Pina Ferro
“Non volevo solo punire Fiorillo, volevo fare di più. Io volevo gambizzarlo….”. A parlare in videoconferenza è il collaboratore di giustizia Sabino De Maio. L’udienza è quella del processo per il tentato omicidio di Vito Freda per il quale è ritenuto sia il mandante che l’esecutore Luciano Fiorillo, ex cognato del collaboratore di giustizia. L’agguato avvenne a Colliano.
E’ stato proprio Sabino De Maio a puntare il dito contro Fiorillo raccontando, a suo tempo, di aver saputo che questi avrebbe organizzato e messo in atto l’agguato che poi non è andato a buon fine.
Sabino De Maio nel rispondere alle domande del pubblico ministero e dell’avvocato della difesa ha ricostruito i rapporti che aveva instaurato con Fiorillo, quasi di fratellanza un tempo, e che poi sono deteriorati.
Nel testimoniare Sabino De Maio non ha lesinato di far percepire tutto il rancore che provava nei confronti di Fiorillo. Un tempo i due erano come due fratelli, cresciuti insieme. Un legame che si era rafforzato col matrimionio di Sabino con la sorella dell’amico d’infanzia. Tanti i rancori che de Maio nutriva nei confronti di Luciano Fiorillo. In aula il collaboratore ha raccontato di aver riconociuto l’ex cognato dinanzi alla sua abitazione di Montecorvino, mentre impugnava una pistola e tentava di mettere in atto un atto intimidatorio a suo danno. «Mi sono affacciato al balcone, dopo aver sentito alcune persone in strada che urlavano e dicevano “ha una pistola”. Ho visto Fiorillo scendere da un motorino davanti alla mia abitazione. Aveva un passamontagna e la pistola. Ho visto che ha sbagliato portone e si è diretto verso quello di mio padre».
“Se aveva un passamontagna come ha fatto a riconoscere Fiorillo” ha chiesto l’avvocato della difesa e, De Maio senza esitare ha risposto affermando di non avere dubbi, “era lui, lo conosco bene e l’ho riconosciuto anche allora”.
E non ha tentennato neppure quando il legale dopo avergli fatto ammettere di non vedere con un occhio gli ha chiesto come faceva, alla luce delle sue condizioni, a non avere dubbi su chi fosse colui che impugnando una pistola si trovava dinanzi alla sua abitazione. “Era Fiorillo! Ne sono sicuro”. Secca la risposta di De Maio.

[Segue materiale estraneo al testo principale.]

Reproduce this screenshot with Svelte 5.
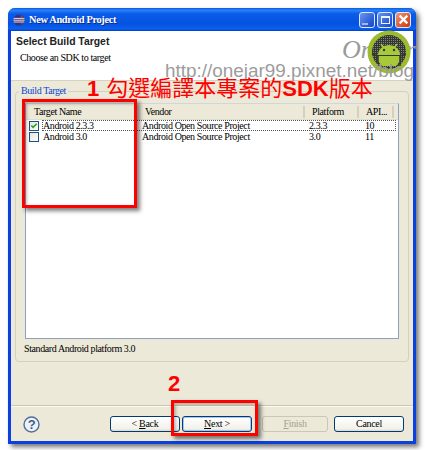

«I miei rapporti con Fiorillo sono cominciati a incrinarsi a partire dal 2006. Poi qualche anno dopo si sono rotti definitivamente. Io avevo aiutato Fiorillo concedendogli lo spaccio in alcune piazze, ma lui ha tenuto tutto per se». Già in precedenza il collaboratore aveva spiegato che dall’ex cognato si sarebbe aspettato che questi gli consegnasse una parte dei proventi dell’attività di spaccio. Attività che lo aveva arricchito non poco. Invece ciò non accadde. Tanti i rancori, molti di natura personale. Rabbia che lo avevano indotto addirittura ad organizzare, nel 2008, un agguato a suo danno. Agguato che doveva essere posto in atto con la complicità di Biagio Parisi e Francesco Cesaro così come riportato in uno dei tanti verbali di collaborazione.
Sabino De Maio alla Corte ha poi spiegato di essere stato prima un solidale del clan Pecoraro Renna e successivamente un promotore dell’organizzazione presente sul territorio della Piana del Sele. Le attività principale erano quelle dello spaccio e delle estorsioni. La decisione di collaborare con la giustizia sarebbe arrivata mentre era detenuto ad Oristano. Era il maggio del 2017 quando ha reso le prime dichiarazioni. Dalla Sardegna, dove era detenuto per una pena definitiva, fu trasferito a Salerno per prendere parte ad un’udienza. Da allora ha cominciato a raccontare fatti, e crimini compiuti in nome del clan da lui e da altri. Molte delle cose che fino ad oggi ha riferito ai giudici sono per “sentito dire”. Fatti e circostanze che gli sarebbero state riferite dai suoi uomini. Così come per l’agguato a Fiorillo.Fuorono i suoi uomini a dirgli cosa era accuto, quegli stessi uomini a cui aveva “ordinato” di tenere d’occhio l’ex cognato.